━━━ Provided records

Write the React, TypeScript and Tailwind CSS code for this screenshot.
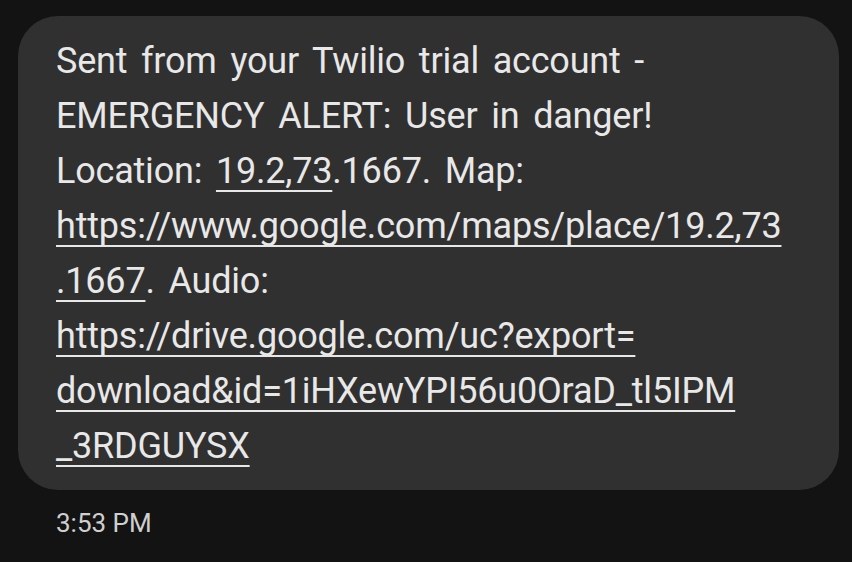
const link = "underline decoration-2 underline-offset-[7px] [text-decoration-skip-ink:none]";

export default function App() {
  return (
    <div className="min-h-[562px] w-[852px] bg-[#131313] pt-4 pl-[18px] font-['Roboto',sans-serif]">
      <div className="w-[821px] rounded-[40px] bg-[#303030] pt-[18px] pb-[16px] pl-[38px] text-[36px] leading-[55px] tracking-[-0.2px] [word-spacing:5px] text-[#e8e8e8]">
        <div>Sent from your Twilio trial account -</div>
        <div>EMERGENCY ALERT: User in danger!</div>
        <div>
          Location: <span className={link}>19.2,73</span>.1667. Map:
        </div>
        <div>
          <span className={link}>https://www.google.com/maps/place/19.2,73</span>
        </div>
        <div>
          <span className={link}>.1667</span>. Audio:
        </div>
        <div>
          <span className={link}>https://drive.google.com/uc?export=</span>
        </div>
        <div>
          <span className={link}>download&amp;id=1iHXewYPI56u0OraD_tl5IPM</span>
        </div>
        <div>
          <span className={link}>_3RDGUYSX</span>
        </div>
      </div>
      <div className="mt-[14px] pl-[38px] text-[26px] text-[#cfcfcf]">3:53 PM</div>
    </div>
  );
}
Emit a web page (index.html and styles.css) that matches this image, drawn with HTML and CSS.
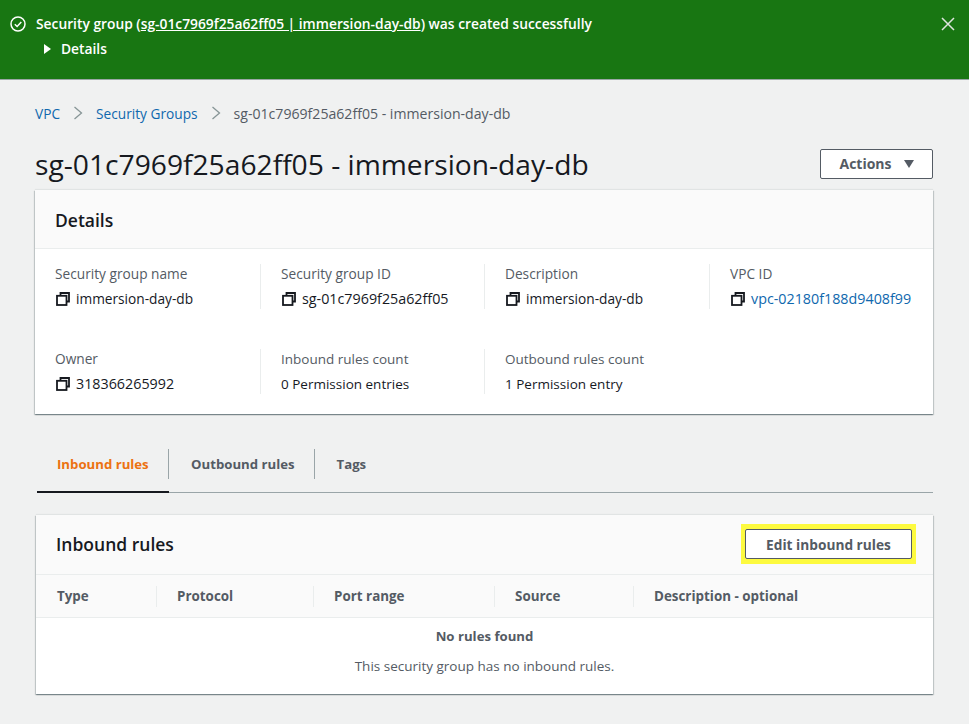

━━━━━━

### Task instructions:
The data above needs to be retyped exactly, with the images left out.

### Worked solution:
Write the React, TypeScript and Tailwind CSS code for this screenshot.
const link = "underline decoration-2 underline-offset-[7px] [text-decoration-skip-ink:none]";

export default function App() {
  return (
    <div className="min-h-[562px] w-[852px] bg-[#131313] pt-4 pl-[18px] font-['Roboto',sans-serif]">
      <div className="w-[821px] rounded-[40px] bg-[#303030] pt-[18px] pb-[16px] pl-[38px] text-[36px] leading-[55px] tracking-[-0.2px] [word-spacing:5px] text-[#e8e8e8]">
        <div>Sent from your Twilio trial account -</div>
        <div>EMERGENCY ALERT: User in danger!</div>
        <div>
          Location: <span className={link}>19.2,73</span>.1667. Map:
        </div>
        <div>
          <span className={link}>https://www.google.com/maps/place/19.2,73</span>
        </div>
        <div>
          <span className={link}>.1667</span>. Audio:
        </div>
        <div>
          <span className={link}>https://drive.google.com/uc?export=</span>
        </div>
        <div>
          <span className={link}>download&amp;id=1iHXewYPI56u0OraD_tl5IPM</span>
        </div>
        <div>
          <span className={link}>_3RDGUYSX</span>
        </div>
      </div>
      <div className="mt-[14px] pl-[38px] text-[26px] text-[#cfcfcf]">3:53 PM</div>
    </div>
  );
}
Emit a web page (index.html and styles.css) that matches this image, drawn with HTML and CSS.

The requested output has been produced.